A Mathematical Theory of Generalization: Part I

David H. Wolpert

A Mathematical Theory of Generalization: Part I

David H. Wolpert
Theoretical Division, Center for Nonlinear Studies,
Los Alamos National Laboratory, Los Alamos, NM, 87545, USA

Abstract

The problem of how best to generalize from a given learning set of input--output examples is central to the fields of neural nets, statistics, approximation theory, and artificial intelligence. This series of papers investigates this problem from within an abstract and model-independent framework and then tests some of the resulting concepts in real-world situations. In this abstract framework a generalizer is completely specified by a certain countably infinite set of functions, so the mathematics of generalization becomes an investigation into candidate sets of criteria governing the behavior of that infinite set of functions.

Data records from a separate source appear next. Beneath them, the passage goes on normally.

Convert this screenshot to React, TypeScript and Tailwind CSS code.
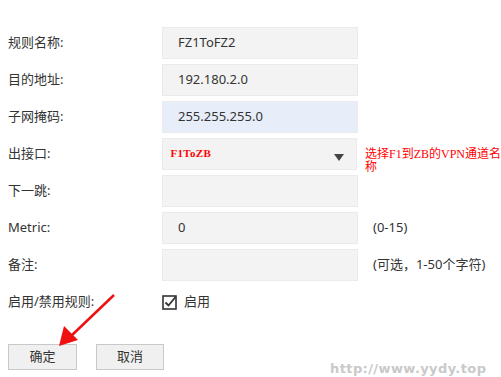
import type { ReactNode } from "react";

const FONT = { fontFamily: '"Noto Sans", "Noto Sans CJK SC", sans-serif' };

function Row({
  label,
  children,
  note,
}: {
  label: string;
  children: ReactNode;
  note?: ReactNode;
}) {
  return (
    <div className="flex h-[32px] items-center">
      <div className="w-[154px] text-[13px] text-[#333]">{label}</div>
      {children}
      {note}
    </div>
  );
}

function Box({
  value,
  blue = false,
}: {
  value?: string;
  blue?: boolean;
}) {
  return (
    <div
      className={`flex h-[32px] w-[196px] items-center border border-[#ebebeb] px-[15px] text-[13px] text-[#333] ${
        blue ? "bg-[#e8eef9]" : "bg-[#f3f3f3]"
      }`}
    >
      {value}
    </div>
  );
}

export default function App() {
  return (
    <div
      className="relative h-[377px] w-[501px] overflow-hidden bg-white"
      style={FONT}
    >
      <div className="flex flex-col gap-[5px] pl-[8px] pt-[27px]">
        <Row label="规则名称:">
          <Box value="FZ1ToFZ2" />
        </Row>
        <Row label="目的地址:">
          <Box value="192.180.2.0" />
        </Row>
        <Row label="子网掩码:">
          <Box value="255.255.255.0" blue />
        </Row>
        <Row
          label="出接口:"
          note={
            <div
              className="ml-[8px] self-start whitespace-nowrap pt-[10px] text-[12px] leading-[13px] text-[#ff0000]"
              style={{ fontFamily: '"Liberation Serif", "Noto Sans CJK SC", serif' }}
            >
              选择F1到ZB的VPN通道名
              <br />
              称
            </div>
          }
        >
          <div className="flex h-[32px] w-[196px] items-start justify-between border border-[#ebebeb] bg-[#f3f3f3] pl-[8px] pr-[12px] pt-[6px]">
            <span
              className="text-[11px] font-bold tracking-[0.3px] text-[#ff0000]"
              style={{ fontFamily: '"Liberation Serif", serif' }}
            >
              F1ToZB
            </span>
            <svg width="10" height="7" viewBox="0 0 10 7" className="mt-[9px]">
              <path d="M0 0 L10 0 L5 7 Z" fill="#444" />
            </svg>
          </div>
        </Row>
        <Row label="下一跳:">
          <Box />
        </Row>
        <Row
          label="Metric:"
          note={<span className="ml-[15px] text-[13px] text-[#333]">(0-15)</span>}
        >
          <Box value="0" />
        </Row>
        <Row
          label="备注:"
          note={
            <span className="ml-[15px] text-[13px] text-[#333]">
              (可选，1-50个字符)
            </span>
          }
        >
          <Box />
        </Row>
        <div className="flex h-[32px] items-center">
          <div className="w-[154px] text-[13px] text-[#333]">启用/禁用规则:</div>
          <div className="flex items-center gap-[7px]">
            <svg width="15" height="15" viewBox="0 0 15 15">
              <rect x="1" y="1" width="13" height="13" fill="white" stroke="#333" strokeWidth="1.6" />
              <path d="M3.5 7.5 L6.5 10.5 L13.5 2" fill="none" stroke="#333" strokeWidth="1.8" />
            </svg>
            <span className="text-[13px] text-[#333]">启用</span>
          </div>
        </div>
        <div className="mt-[21px] flex gap-[19px]">
          <button className="h-[26px] w-[69px] border border-[#c8c8c8] bg-[#f0f0f0] text-[13px] text-[#333]">
            确定
          </button>
          <button className="h-[26px] w-[68px] border border-[#c8c8c8] bg-[#f0f0f0] text-[13px] text-[#333]">
            取消
          </button>
        </div>
      </div>

      <svg
        className="absolute left-0 top-0"
        width="501"
        height="377"
        viewBox="0 0 501 377"
      >
        <line x1="114" y1="295" x2="70" y2="337" stroke="#ee1111" strokeWidth="2.5" />
        <path d="M59 346 L64 326 L78 340 Z" fill="#ee1111" />
      </svg>

      <div
        className="absolute left-[330px] top-[359px] text-[13px] font-bold tracking-[0.4px] text-[#c9c9c9]"
        style={{ fontFamily: '"DejaVu Sans", sans-serif' }}
      >
        http://www.yydy.top
      </div>
    </div>
  );
}
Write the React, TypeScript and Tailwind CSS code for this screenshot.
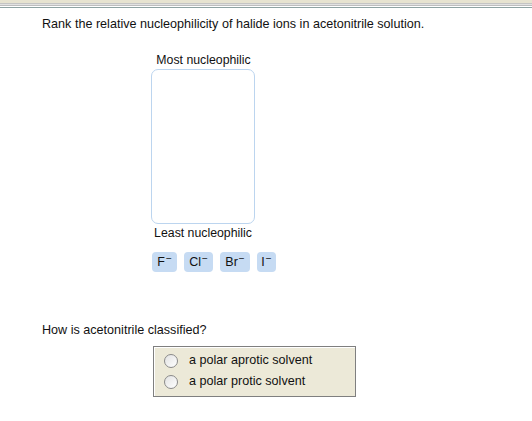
const IONS = [
  { base: "F", w: "w-[25px]" },
  { base: "Cl", w: "w-[29px]" },
  { base: "Br", w: "w-[30px]" },
  { base: "I", w: "w-[19px]" },
];

const CHOICES = ["a polar aprotic solvent", "a polar protic solvent"];

function Radio() {
  return (
    <span className="inline-block h-[14px] w-[14px] rounded-full border border-[#8a8a8a] bg-gradient-to-br from-[#e2e2e2] to-white" />
  );
}

export default function App() {
  return (
    <div className="h-[421px] w-[532px] bg-white font-['Liberation_Sans',Arial,sans-serif] text-[13px] text-[#111]">
      {/* frame edge */}
      <div className="h-[3px] bg-[#e7e3d0]" />
      <div className="h-px bg-[#c4c4c4]" />
      <div className="h-px bg-[#e2e2e2]" />
      <div className="h-px bg-[#bdbdbd]" />
      <div className="h-px bg-white" />
      <div className="h-px bg-[#8fa3a3]" />

      <p className="mt-[9px] pl-[42px] text-[12.6px] leading-[15px]">
        Rank the relative nucleophilicity of halide ions in acetonitrile solution.
      </p>

      <div className="mt-[21px] flex w-[300px] flex-col pl-[151px]">
        <div className="w-[105px] text-center text-[12.3px] leading-[14px]">Most nucleophilic</div>
        <div className="mt-[2px] h-[155px] w-[104px] rounded-[7px] border border-[#bcd5ef] bg-white" />
        <div className="mt-[2px] w-[104px] text-center text-[12.3px] leading-[14px]">Least nucleophilic</div>
        <div className="mt-[12px] flex gap-[7px] pl-px">
          {IONS.map((ion) => (
            <div
              key={ion.base}
              className={`flex h-[20px] ${ion.w} items-center justify-center rounded-[4px] bg-[#c6dbf3] text-[12.5px] leading-none`}
            >
              {ion.base}
              <span className="relative -top-[3px] ml-px text-[10px]">&#8722;</span>
            </div>
          ))}
        </div>
      </div>

      <p className="mt-[51px] pl-[42px] text-[12.6px] leading-[15px]">How is acetonitrile classified?</p>

      <div className="ml-[153px] mt-[8px] flex w-[203px] flex-col gap-[6px] border border-[#7f7f7f] bg-[#ece9d8] pb-[7px] pl-[10px] pt-[6px] shadow-[inset_1px_1px_0_#ffffff]">
        {CHOICES.map((c) => (
          <label key={c} className="flex items-center gap-[11px] text-[12.6px] leading-[15px]">
            <Radio />
            {c}
          </label>
        ))}
      </div>
    </div>
  );
}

In the first paper of this series, the foundations of this mathematics are spelled out and some relatively simple generalization criteria are investigated. Elsewhere the real-world generalizing of systems constructed with these generalization criteria in mind have been favorably compared to neural nets for several real generalization problems, including Sejnowski's problem of reading aloud. This leads to the conclusion that (current) neural nets in fact constitute a poor means of generalizing. In the second of this pair of papers, other sets of criteria, more sophisticated than those criteria embodied in this first series of papers, are investigated. Generalizers meeting these more sophisticated criteria can readily be approximated on computers. Some of these approximations employ network structures built via an evolutionary process. A preliminary and favorable investigation into the generalization behavior of these approximations finishes the second paper of this series.